If you're looking for the real group to blame for our crappy GDP, you've found it: American corporations.

American corporations have become so cautious and greedy and short-term focused that they're barely investing at all.

American business investment has increased since the depths of the recession, but it is still at a level that is normally only seen in recessions (e.g., pathetic).

So, why aren’t American businesses investing?

Well, if you listen to some of the people on TV, they'll tell you that it's the result of "policy uncertainty" or "high taxes" or "too much regulation."

This might sound persuasive, but it is self-serving nonsense.

The real reason American corporations aren't investing is that the folks who control and run them have become focused on only one thing: Maximizing short-term profitability.

When the folks who control and run American corporations get together to set future goals, for example, they don't agree to, say, hire and invest heavily for the next several years in order to produce higher earnings and stock prices 5-10 years from now. In a business and investment culture ruled by annual bonuses and quarterly earnings reports, 5-10 years from now is so far into the future that it's barely worth considering. Instead, the folks who control and run American corporations set annual bonus and quarterly earnings targets designed to maximize profits and stock prices today.

In a period in which economic growth is weak (because corporations aren't investing), the way to hit annual profit targets and get those bonuses is to "increase efficiency." And "increasing efficiency," everyone knows, is usually just a synonym for cutting costs, firing employees, and scrimping on investment.

So big American corporations are maximizing their profits and letting mountains of cash build up on their balance sheets. In the process, they are starving the economy and their employees of cash that would otherwise turbo-charge consumer spending and economic growth.

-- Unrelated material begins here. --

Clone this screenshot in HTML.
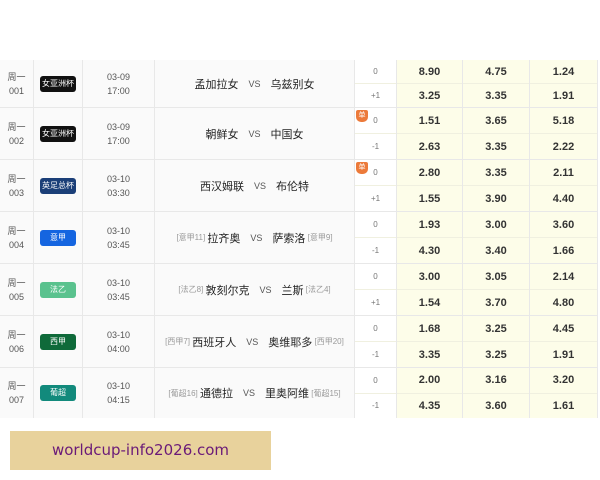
<!DOCTYPE html>
<html><head><meta charset="utf-8"><style>
body{margin:0;width:600px;height:480px;background:#fff;position:relative;overflow:hidden;font-family:"Liberation Sans","Noto Sans CJK SC",sans-serif;}
.row{position:absolute;left:0;width:598px;border-bottom:1px solid #e8e8e8;background:#fafafa;}
.c{position:absolute;top:0;bottom:0;border-right:1px solid #e8e8e8;box-sizing:border-box;display:flex;align-items:center;justify-content:center;text-align:center;}
.n{left:0;width:34px;font-size:9px;color:#555;line-height:14px;}
.b{left:34px;width:49px;}
.b span{display:inline-block;width:36px;height:16px;line-height:16px;border-radius:3px;color:#fff;font-size:8px;white-space:nowrap;overflow:hidden;}
.d{left:83px;width:72px;font-size:9px;color:#555;line-height:14px;}
.t{left:155px;width:200px;font-size:11px;color:#222;}
.t .vs{color:#555;font-size:9px;margin:0 10px;}
.t .r{color:#999;font-size:8px;}
.h{left:355px;width:42px;background:#fff;flex-direction:column;}
.h div,.o div{height:50%;width:100%;display:flex;align-items:center;justify-content:center;}
.h div{font-size:8px;color:#777;}
.h div:first-child,.o div:first-child{border-bottom:1px solid #f0f0e0;}
.o{background:#fdfde9;flex-direction:column;font-size:11px;font-weight:bold;color:#333;}
.o1{left:397px;width:66px}.o2{left:463px;width:67px}.o3{left:530px;width:68px}
.tag{position:absolute;left:356px;top:2px;width:12px;height:12px;background:#ec7a3a;border-radius:2px 2px 5px 5px;color:#fff;font-size:7px;line-height:11px;text-align:center}
</style></head><body>
<div style="position:absolute;left:0;top:60px;width:598px;height:1px;background:#eee"></div>

<div class="row" style="top:60px;height:47px">
<div class="c n">周一<br>001</div><div class="c b"><span style="background:#111">女亚洲杯</span></div><div class="c d">03-09<br>17:00</div>
<div class="c t">孟加拉女<span class="vs">VS</span>乌兹别女</div>
<div class="c h"><div>0</div><div>+1</div></div>
<div class="c o o1"><div>8.90</div><div>3.25</div></div><div class="c o o2"><div>4.75</div><div>3.35</div></div><div class="c o o3"><div>1.24</div><div>1.91</div></div></div>

<div class="row" style="top:108px;height:51px">
<div class="c n">周一<br>002</div><div class="c b"><span style="background:#111">女亚洲杯</span></div><div class="c d">03-09<br>17:00</div>
<div class="c t">朝鲜女<span class="vs">VS</span>中国女</div>
<div class="c h"><div>0</div><div>-1</div></div><div class="tag">单</div>
<div class="c o o1"><div>1.51</div><div>2.63</div></div><div class="c o o2"><div>3.65</div><div>3.35</div></div><div class="c o o3"><div>5.18</div><div>2.22</div></div></div>

<div class="row" style="top:160px;height:51px">
<div class="c n">周一<br>003</div><div class="c b"><span style="background:#1b3f78">英足总杯</span></div><div class="c d">03-10<br>03:30</div>
<div class="c t">西汉姆联<span class="vs">VS</span>布伦特</div>
<div class="c h"><div>0</div><div>+1</div></div><div class="tag">单</div>
<div class="c o o1"><div>2.80</div><div>1.55</div></div><div class="c o o2"><div>3.35</div><div>3.90</div></div><div class="c o o3"><div>2.11</div><div>4.40</div></div></div>

<div class="row" style="top:212px;height:51px">
<div class="c n">周一<br>004</div><div class="c b"><span style="background:#1565e0">意甲</span></div><div class="c d">03-10<br>03:45</div>
<div class="c t"><span class="r">[意甲11]&nbsp;</span>拉齐奥<span class="vs">VS</span>萨索洛<span class="r">&nbsp;[意甲9]</span></div>
<div class="c h"><div>0</div><div>-1</div></div>
<div class="c o o1"><div>1.93</div><div>4.30</div></div><div class="c o o2"><div>3.00</div><div>3.40</div></div><div class="c o o3"><div>3.60</div><div>1.66</div></div></div>

<div class="row" style="top:264px;height:51px">
<div class="c n">周一<br>005</div><div class="c b"><span style="background:#5ac28e">法乙</span></div><div class="c d">03-10<br>03:45</div>
<div class="c t"><span class="r">[法乙8]&nbsp;</span>敦刻尔克<span class="vs">VS</span>兰斯<span class="r">&nbsp;[法乙4]</span></div>
<div class="c h"><div>0</div><div>+1</div></div>
<div class="c o o1"><div>3.00</div><div>1.54</div></div><div class="c o o2"><div>3.05</div><div>3.70</div></div><div class="c o o3"><div>2.14</div><div>4.80</div></div></div>

<div class="row" style="top:316px;height:51px">
<div class="c n">周一<br>006</div><div class="c b"><span style="background:#0f6a3a">西甲</span></div><div class="c d">03-10<br>04:00</div>
<div class="c t"><span class="r">[西甲7]&nbsp;</span>西班牙人<span class="vs">VS</span>奥维耶多<span class="r">&nbsp;[西甲20]</span></div>
<div class="c h"><div>0</div><div>-1</div></div>
<div class="c o o1"><div>1.68</div><div>3.35</div></div><div class="c o o2"><div>3.25</div><div>3.25</div></div><div class="c o o3"><div>4.45</div><div>1.91</div></div></div>

<div class="row" style="top:368px;height:50px;border-bottom:none">
<div class="c n">周一<br>007</div><div class="c b"><span style="background:#128a7c">葡超</span></div><div class="c d">03-10<br>04:15</div>
<div class="c t"><span class="r">[葡超16]&nbsp;</span>通德拉<span class="vs">VS</span>里奥阿维<span class="r">&nbsp;[葡超15]</span></div>
<div class="c h"><div>0</div><div>-1</div></div>
<div class="c o o1"><div>2.00</div><div>4.35</div></div><div class="c o o2"><div>3.16</div><div>3.60</div></div><div class="c o o3"><div>3.20</div><div>1.61</div></div></div>

<div style="position:absolute;left:0;top:418px;width:600px;height:62px;background:#fff"></div>
<div style="position:absolute;left:10px;top:431px;width:261px;height:39px;background:#e8d29c;color:#6a1a78;font-family:'DejaVu Sans',sans-serif;font-size:15px;line-height:39px;text-align:center">worldcup-info2026.com</div>
</body></html>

One of the big reasons the U.S. economy is still weak is that our corporations and their owners have become cautious, myopic, and greedy. Instead of investing in the future, and sharing more of their vast wealth with the people who generate it (their employees), they are hoarding their cash and maximizing their short-term profitability.

This business philosophy might--might--prop up stock prices for the near term.

But it's also gutting America's middle class and hobbling the overall economy. And, in the process, ironically, it is constraining revenue growth for the same corporations that are trying to scrimp and save their way to maximized profitability.